Why was the accession of the UK to the EEC in 1972 so politically controversial?

The issue of Britain’s involvement in Europe has been the subject of much debate since its inauguration in the early ‘70’s.  The topic divides member states, political parties and defines many International Relations.  This essay will present the main areas of contention and acrimony that EU membership brings, but to understand how these have come about, we must first look to what bought Britain into Europe in the first place.

In 1945, once the Second World War had come to an end, the task of re-building Europe politically and economically was at hand.  In 1952 France, Germany, Italy, the Netherlands, Belgium and Luxembourg formed the European Coal and Steel Community (ESEC).  The UK was invited to be part of this European Market, but rejected the opportunity.  The key contributing factor to this was Britain’s delusion of grandeur.  The feeling amongst the British public and politicians was that they were one of the “big three” superpowers alongside the Soviet Union and the USA, having won the war between them.  The British of the mid 20th Century did not think of themselves as Europeans culturally, even if they did geographically (Heywood, 2008, p307).  

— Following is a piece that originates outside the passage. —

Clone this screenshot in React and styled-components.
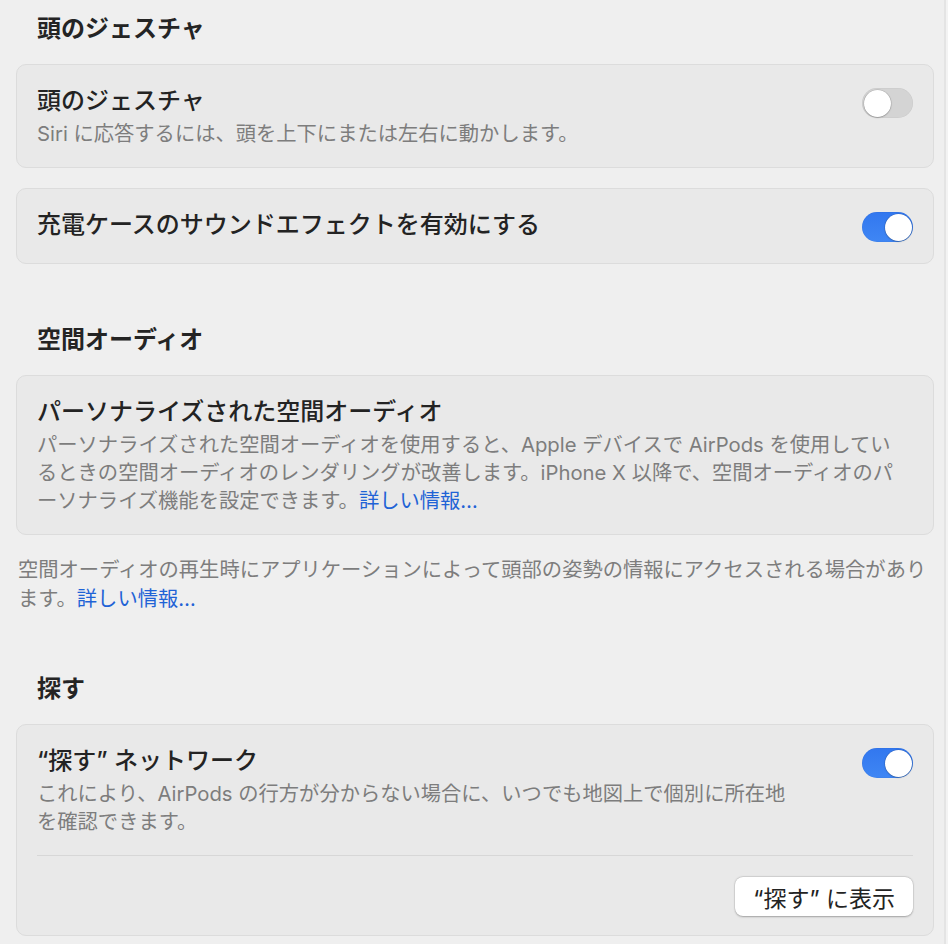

        On 1st January 1958 the ECSC agreement was replaced by the European Economic Community (EEC) after the signing of the treaty of Rome in 1957.  This treaty would see a greater degree of co-operation and integration between member states (Bentley, 2006, p225).   In Britain, this was seen as a move to create a supranational organisation and the concern was that membership would see Britain lose its sovereignty over economic and defence policies amongst others (ibid, p226).

        Britain had an economic boom in the late 50’s and early 60’s but the EEC members were experiencing far greater growth of their own.  Britain had also suffered a humiliating defeat during the Suez crisis, which highlighted Britain’s fall from grace as a single world power (Watts, 2005, p23).  Furthermore, US president Kennedy had allegedly informed British Prime Minister Harold McMillan in private that should the USA be forced to choose between trading with the British led European Free Trade Association (EFTA) and the EEC, they would side with the latter (ibid, p24)

Join now!

Britain applied to join the EEC in 1961 and in 1967, but both attempts were vetoed by French President Charles De Gaulle.  Britain applied for a third time in 1971 (once De Gaulle had stepped down) and was made a formal member on 1st January 1973 (Bentley, 2006, p225).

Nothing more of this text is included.